Copyright © 1999 TCheyenne
All Rights Reserved


On March 22, 1999, in Pierre, the South Dakota capitol, more than 200 Lakota people and non-Indian supporters protested a rider to the 1999 Omnibus Appropriations Act. Commonly called the Mitigation Act, or Restoration Act, the long title is: Title, VI, the Cheyenne River Sioux Tribe, Lower Brule Sioux Tribe, and state of South Dakota Wildlife Restoration Act.

Realizing the Lakota are one of the smallest nations in the world confronting the most powerful nation on the Earth, the people choose to confront this major problem, with spiritual ceremonies. Following the directions given in a sacred ceremony, a tipi was erected on LaFramboise Island which is located in the middle of the Missouri River and connected to the East bank in Pierre by a causeway. Lakota people say the island is treaty land. A sacred fire, representing the first fire of the Oceti Sakowin (Seven Council Fires), symbolizing the original Seven Tribes of the Lakota Nation was ignited. The flame has continued to burn constantly since March 22nd, and is to remain lit until a Congressional Oversight Hearing is conducted. The Lakota men who watch over the fire say Congress must be made aware that the two treaties were violated.

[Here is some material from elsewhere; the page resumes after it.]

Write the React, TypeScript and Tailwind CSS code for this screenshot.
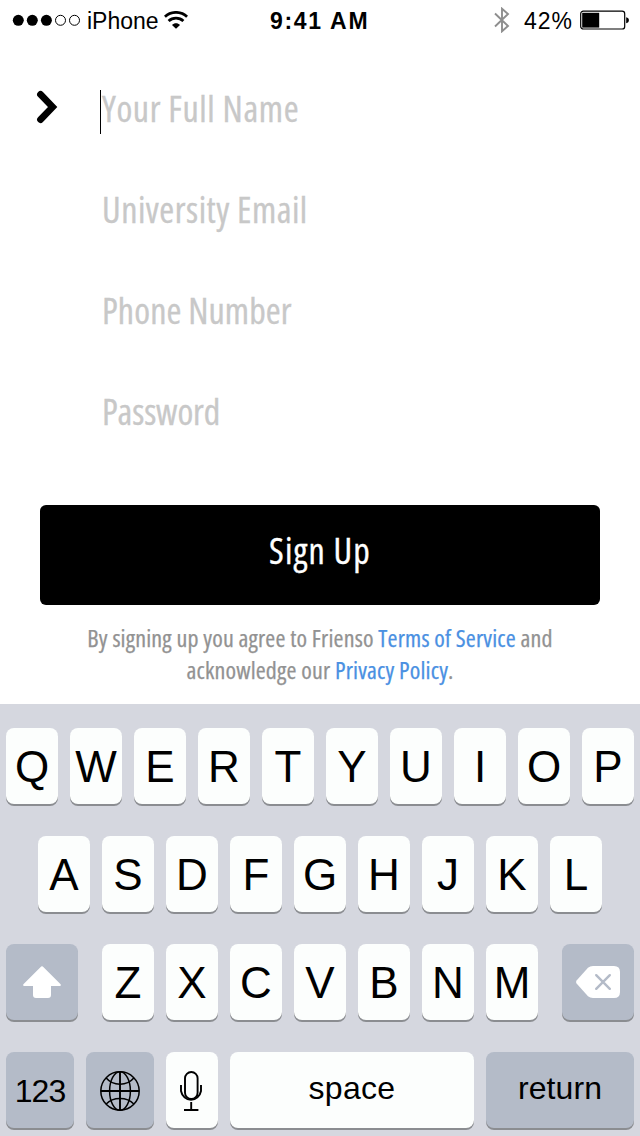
import type { ReactNode } from "react";

const condensed = "font-['Open_Sans',sans-serif] [font-stretch:75%]";

function StatusBar() {
  return (
    <header className="flex h-10 items-center text-[23px] leading-10 text-black">
      <svg className="ml-3 h-3 w-[69px]" viewBox="0 0 69 12">
        <circle cx="6.3" cy="6.3" r="5.5" />
        <circle cx="20.3" cy="6.3" r="5.5" />
        <circle cx="34.4" cy="6.3" r="5.5" />
        <circle cx="48.5" cy="6.3" r="5" fill="none" stroke="black" strokeWidth="1" />
        <circle cx="62.5" cy="6.3" r="5" fill="none" stroke="black" strokeWidth="1" />
      </svg>
      <span className="ml-1.5 w-[73px] pt-0.5">iPhone</span>
      <svg className="ml-1 h-[18px] w-6" viewBox="0 0 24 18" fill="none" stroke="black" strokeWidth="2.8">
        <path d="M0.9 5.8 C7 -0.1 17 -0.1 23.1 5.8" />
        <path d="M4.6 10 C8.7 6.1 15.3 6.1 19.4 10" />
        <path d="M8 14 C10.2 11.6 13.8 11.6 16 14 L12 17.8 Z" fill="black" stroke="none" />
      </svg>
      <span className="ml-[82px] w-[105px] pt-0.5 font-bold tracking-[1.7px]">9:41 AM</span>
      <svg className="ml-[119px] h-[26px] w-4" viewBox="0 0 16 26" fill="none" stroke="#8e8e8e" strokeWidth="1.9">
        <path d="M1 6.5 L14 19 L8 24.3 V1.7 L14 7 L1 19.5" />
      </svg>
      <span className="ml-3.5 w-[52px] pt-0.5 tracking-[1px]">42%</span>
      <svg className="ml-1 h-5 w-[50px]" viewBox="0 0 50 20">
        <rect x="0.7" y="1.2" width="44" height="17.8" rx="2.6" fill="none" stroke="black" strokeWidth="1.2" />
        <rect x="2.2" y="2.8" width="17" height="14.8" />
        <path d="M46.2 7.2 C49.8 7.8 49.8 12.6 46.2 13.2 Z" />
      </svg>
    </header>
  );
}

function Field({ label, tracking, active }: { label: string; tracking: string; active?: boolean }) {
  return (
    <div className="flex h-[101px] items-center pl-9">
      <div className="flex w-16 items-center pb-0.5">
        {active && (
          <svg className="h-9 w-6" viewBox="0 0 24 36" fill="none" stroke="black" strokeWidth="6.8" strokeLinecap="round">
            <path d="M4.5 5.4 L16.6 18 L4.5 30.6" />
          </svg>
        )}
      </div>
      <div className={active ? "mt-2 flex h-11 w-0.5 border-l border-black" : "w-0.5"} />
      <span className={`${condensed} ${tracking} pt-[3px] text-[36px] leading-[44px] text-[#c8c8c8] [-webkit-text-stroke:0.3px_#c8c8c8]`}>
        {label}
      </span>
    </div>
  );
}

function Key({ children, className = "w-[52px] pt-0.5 text-[44px]", dark }: { children: ReactNode; className?: string; dark?: boolean }) {
  return (
    <button
      className={`${className} ${dark ? "bg-[#b4bbc8]" : "bg-[#fcfefd]"} flex h-[76px] shrink-0 items-center justify-center rounded-lg text-black shadow-[0_2px_0_#8b8d91]`}
    >
      {children}
    </button>
  );
}

const letters = (s: string) => s.split("").map((c) => <Key key={c}>{c}</Key>);

function Keyboard() {
  return (
    <section className="flex h-[432px] flex-col gap-8 bg-[#d5d7df] px-1.5 pt-6">
      <div className="flex gap-3">{letters("QWERTYUIOP")}</div>
      <div className="flex justify-center gap-3">{letters("ASDFGHJKL")}</div>
      <div className="flex justify-between">
        <Key dark className="w-[72px]">
          <svg className="h-8 w-[38px]" viewBox="0 0 38 32" fill="white">
            <path d="M18.2 0.6 Q19 -0.1 19.8 0.6 L37.6 18.2 Q38.5 19.9 36.6 20 H28 V29 Q28 32 25 32 H13 Q10 32 10 29 V20 H1.4 Q-0.5 19.9 0.4 18.2 Z" />
          </svg>
        </Key>
        <div className="flex gap-3">{letters("ZXCVBNM")}</div>
        <Key dark className="w-[72px]">
          <svg className="h-8 w-11" viewBox="0 0 44 32">
            <path d="M17 0 H38 Q44 0 44 6 V26 Q44 32 38 32 H17 Q14 32 12 30.2 L0.8 17.8 Q-0.6 16 0.8 14.2 L12 1.8 Q14 0 17 0 Z" fill="white" />
            <path d="M20.2 9.2 L33.8 22.8 M33.8 9.2 L20.2 22.8" stroke="#b4bbc8" strokeWidth="2.4" strokeLinecap="round" />
          </svg>
        </Key>
      </div>
      <div className="flex gap-3">
        <Key dark className="w-[68px] text-[32px]">
          <span className="pt-0.5 tracking-[-1px]">123</span>
        </Key>
        <Key dark className="w-[68px]">
          <svg className="mt-0.5 h-10 w-10" viewBox="0 0 40 40" fill="none" stroke="black" strokeWidth="1.5">
            <circle cx="20" cy="20" r="19.2" />
            <ellipse cx="20" cy="20" rx="10.4" ry="19.2" />
            <path d="M20 1 V39 M1 20 H39" strokeWidth="1.9" />
            <path d="M6.2 7 C13 15.2 27 15.2 33.8 7 M6.2 33 C13 25.6 27 25.6 33.8 33" />
          </svg>
        </Key>
        <Key className="w-[52px]">
          <svg className="ml-[-2px] mt-0.5 h-10 w-[22px]" viewBox="0 0 22 40" fill="none" stroke="black" strokeWidth="1.9">
            <rect x="5" y="1" width="12.6" height="27" rx="6.3" />
            <path d="M1 14 V20 A10.2 11 0 0 0 21 20 V14 M11.2 31 V39 M4 39 H18.4" />
          </svg>
        </Key>
        <Key className="w-[244px] text-[32px]">
          <span className="pb-1 tracking-[0.3px]">space</span>
        </Key>
        <Key dark className="w-[148px] text-[32px]">
          <span className="pb-1 tracking-[0.1px]">return</span>
        </Key>
      </div>
    </section>
  );
}

export default function App() {
  return (
    <main className="flex h-[1136px] w-[640px] flex-col overflow-hidden bg-white font-['Liberation_Sans',Arial,sans-serif]">
      <StatusBar />
      <form className="flex h-[465px] flex-col pt-[17px]">
        <Field label="Your Full Name" tracking="tracking-[0.6px]" active />
        <Field label="University Email" tracking="tracking-[0.5px]" />
        <Field label="Phone Number" tracking="tracking-[0.1px]" />
        <Field label="Password" tracking="tracking-[-0.15px]" />
      </form>
      <button className={`${condensed} mx-10 h-[100px] shrink-0 rounded-md bg-black pb-2 text-[36px] tracking-[1.1px] text-white [-webkit-text-stroke:0.3px_white]`}>
        Sign Up
      </button>
      <p className={`${condensed} mt-[17px] h-[82px] text-center text-[24px] leading-8 tracking-[0.18px] text-[#929292] [-webkit-text-stroke:0.25px]`}>
        By signing up you agree to Frienso <a className="text-[#4a90e2]">Terms of Service</a> and
        <br />
        acknowledge our <a className="text-[#4a90e2]">Privacy Policy</a>.
      </p>
      <Keyboard />
    </main>
  );
}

The Lakota people also say they are presenting the United States with a gift; they are providing the United States an opportunity to right a major wrong, they are providing the gift of integrity.

Members from the Christian Peacemaker Teams, an international human rights monitoring organization based in Chicago, live in the camp on LaFramboise Island with the Lakota and monitor all activities. Harassment by the public and law enforcement officials, including a drive-by shooting, have occurred.

A Brief History of the Treaties with the Sioux

Each society has a foundation which its laws are established, in the case of the United States of America, that foundation has been a written constitution based upon the principles to guide the moral and ethical direction of the people. At the time of the writing of the Constitution, the United States was a very small, fledgling nation. The Constitutional writers knew the power and importance of having the ability and the trust of another nations in order to be able to survive. Therefore, Article, VI of the Constitution stated that treaties were the supreme law of the land. This enabled them to form alliances and keep their boundaries intact. It also enabled them to be able to conduct trade and other activities to forge strong foreign relationships.

Prior to the Civil Ware, the US government realized in 1851 that they needed to come to some sort of agreement with a large nation of people if settlers were ever to go overland to the Northwest. They mistakenly called these people the Sioux. The Indian people called themselves Lakota, Dakota, and Nakota. A treaty was signed with only a handful of Sioux men. The entire nation was much larger. According to a map released by the US Geological Survey in 1911 and reprinted in 1929, the territory of the Sioux people prior to 1868 reached over 12 states and three Canadian provinces.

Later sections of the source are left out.